Design and construction
- Architect(s): William Henry Ward

Listed Building – Grade II*
- Designated: 22 Nov 1976
- Reference no.: 1220997

= Roundhouse, Birmingham =

Building in Birmingham, West Midlands, England

The Roundhouse, formerly Corporation Wharf, is a crescent-shaped building located in the city centre of Birmingham, England.

Originally used as a local authority depot, stables and stores the building is now in the care of Roundhouse Birmingham, an independent charity created by the National Trust and Canal and River Trust. Roundhouse Birmingham delivers a year-round programme of walks and tours that launched in 2021. Tours include kayaking, cycling, walking and stand up paddleboarding.

The Roundhouse is a rare survival of a relatively unaltered 19th century complex of functionally related buildings dating from Birmingham's industrial and civic heyday.

The building is Grade II* listed.

==History==
A design competition was held by the Corporation of Birmingham in the early 1870s for a depot to be located between the Birmingham Canal and Sheepcote Street. The winning design was from Birmingham architect, William Henry Ward who was also responsible for designing many building in the city, amongst them Great Western Arcade in 1876. The crescent-shaped building was constructed in 1873–1874 with the two gatehouse buildings fronting Sheepcote Street constructed in 1885.

Originally named Corporation Wharf the building was built as a local authority depot which took advantage of its strategic location adjacent to the Birmingham Canal and the large railway goods depot for the London and North Western Railway on the Stour Valley Line.

The site was arranged to create a highly secure internal storage environment and an external working environment for open air storage, horses and maintenance. The design allowed horse-drawn carts to pass from the lower level outer yard through the enclosed core, via a tunnel and ramp, for the purposes of loading and stock control.

The building was in use by the City of Birmingham Engineers Department until the 1980s when it became redundant and the site was subdivided and sold.

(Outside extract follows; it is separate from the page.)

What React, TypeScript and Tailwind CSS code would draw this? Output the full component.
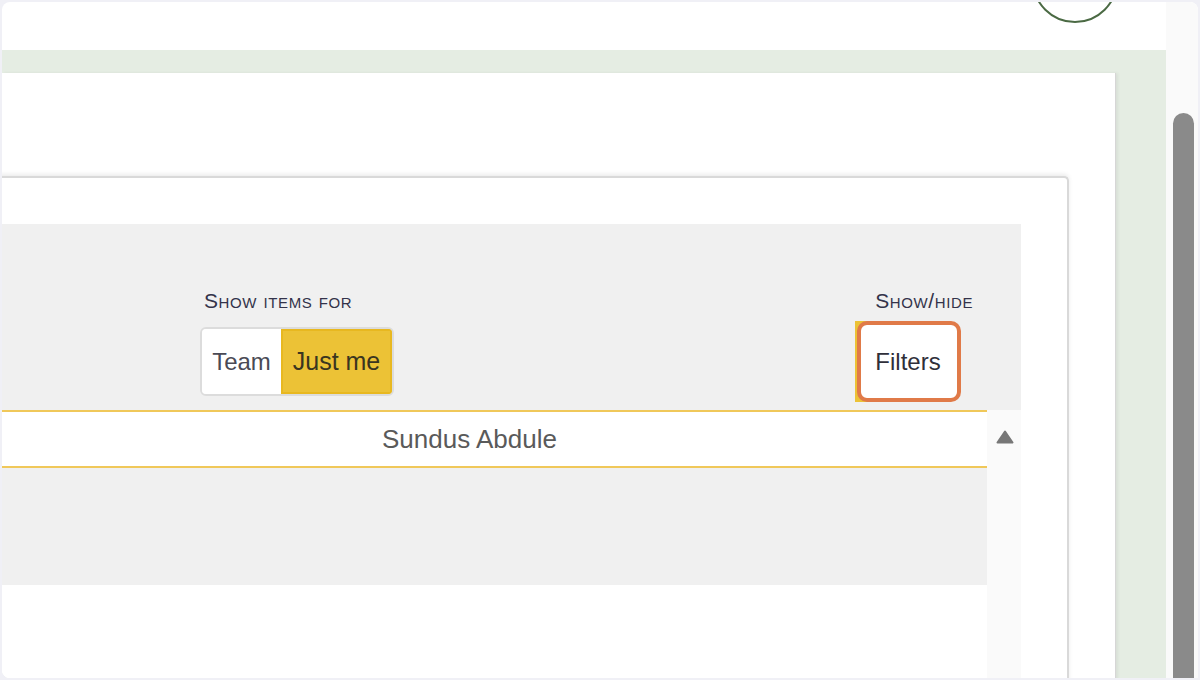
const font = { fontFamily: '"Liberation Sans", Arial, sans-serif' };

const SmallCapsLabel = ({ children }: { children: string }) => (
  <div className="text-[21px] leading-none text-[#33334a] [font-variant:small-caps] tracking-[0.6px]">
    {children}
  </div>
);

const Toggle = () => (
  <div className="flex h-[69px] overflow-hidden rounded-[6px] border-2 border-[#dcdcdc] text-[24px]">
    <div className="flex w-[79px] items-center justify-center bg-white text-[#4a4a55]">Team</div>
    <div className="flex w-[111px] items-center justify-center border-2 border-[#e8b820] bg-[#ecc236] text-[25px] text-[#3a3520]">
      Just me
    </div>
  </div>
);

const FiltersButton = () => (
  <div className="relative h-[81px] w-[106px]">
    <div className="absolute inset-y-0 left-0 w-[24px] bg-[#ecc236]" />
    <div className="absolute inset-y-0 left-[2px] right-0 flex items-center justify-center rounded-[10px] border-4 border-[#e07a48] bg-white pr-[2px] text-[24px] text-[#2f2f3a]">
      Filters
    </div>
  </div>
);

const UpArrow = () => (
  <svg width="18" height="14" viewBox="0 0 18 14">
    <path d="M9 1.5 L16.5 12.5 L1.5 12.5 Z" fill="#777" stroke="#777" strokeWidth="2" strokeLinejoin="round" />
  </svg>
);

export default function App() {
  return (
    <div className="h-[680px] w-[1200px] overflow-hidden bg-[#f0f0f6] p-[2px]" style={font}>
      <div className="flex h-full overflow-hidden rounded-l-lg rounded-tr-lg bg-white">
        <div className="relative flex min-w-0 flex-1 flex-col">
          {/* avatar circle peeking from top */}
          <div className="absolute left-[1030px] top-[-65px] h-[86px] w-[86px] rounded-full border-2 border-[#4b6a44]" />
          <div className="h-[48px] shrink-0" />
          <div className="flex flex-1 flex-col bg-[#e5ede3] pr-[50px] pt-[23px]">
            <div className="flex flex-1 flex-col border-r border-[#d6d6d6] bg-white pt-[103px] shadow-[2px_0_3px_rgba(0,0,0,0.06)]">
              <div className="ml-[-10px] mr-[46px] flex flex-1 flex-col rounded-tr-[5px] border-r-2 border-t-2 border-[#d9d9d9] bg-white pl-[8px] shadow-[0_-2px_4px_rgba(0,0,0,0.08)]">
                <div className="h-[46px] shrink-0" />
                <div className="mr-[46px] flex flex-col">
                  <div className="flex h-[186px] items-start bg-[#f0f0f0] pl-[200px] pt-[66px]">
                    <div className="flex flex-col gap-[16px] pl-[4px]">
                      <SmallCapsLabel>Show items for</SmallCapsLabel>
                      <div className="ml-[-4px]">
                        <Toggle />
                      </div>
                    </div>
                    <div className="ml-auto mr-[60px] flex flex-col items-end gap-[10px]">
                      <div className="mr-[-12px] tracking-[1px]">
                        <SmallCapsLabel>Show/hide</SmallCapsLabel>
                      </div>
                      <FiltersButton />
                    </div>
                  </div>
                  <div className="flex">
                    <div className="flex flex-1 flex-col">
                      <div className="flex h-[58px] items-center justify-center border-y-2 border-[#f0c85a] bg-white pr-[48px] text-[26px] text-[#5a5a5a]">
                        Sundus Abdule
                      </div>
                      <div className="h-[117px] bg-[#f0f0f0]" />
                      <div className="h-[100px] bg-white" />
                    </div>
                    <div className="flex w-[34px] flex-col items-center bg-[#fafafa] pl-[2px] pt-[20px]">
                      <UpArrow />
                    </div>
                  </div>
                </div>
              </div>
            </div>
          </div>
        </div>
        <div className="flex w-[32px] shrink-0 flex-col bg-[#fafafa] pt-[111px]">
          <div className="ml-[7px] w-[21px] flex-1 rounded-t-full bg-[#8a8a8a]" />
        </div>
      </div>
    </div>
  );
}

The site was acquired by British Waterways (now Canal and River Trust) in 2001.

In 2017, the Canal and River Trust and National Trust secured enterprise funding from the National Lottery Heritage Fund to conserve and repurpose the building. The new look Roundhouse housed was an enterprise hub containing a range of lettable spaces aimed at start-ups, cultural organisations and small businesses. Roundhouse Birmingham, a new enterprise and independent charity, acts as both custodians of the building, and operate a range of city tours and experiences from the site - kayaking, cycling, walking and stand up paddleboard tours are all available.

In 2022, a restaurant, Jonathans in the Roundhouse, opened on the refurbished site. However this then closed in 2023.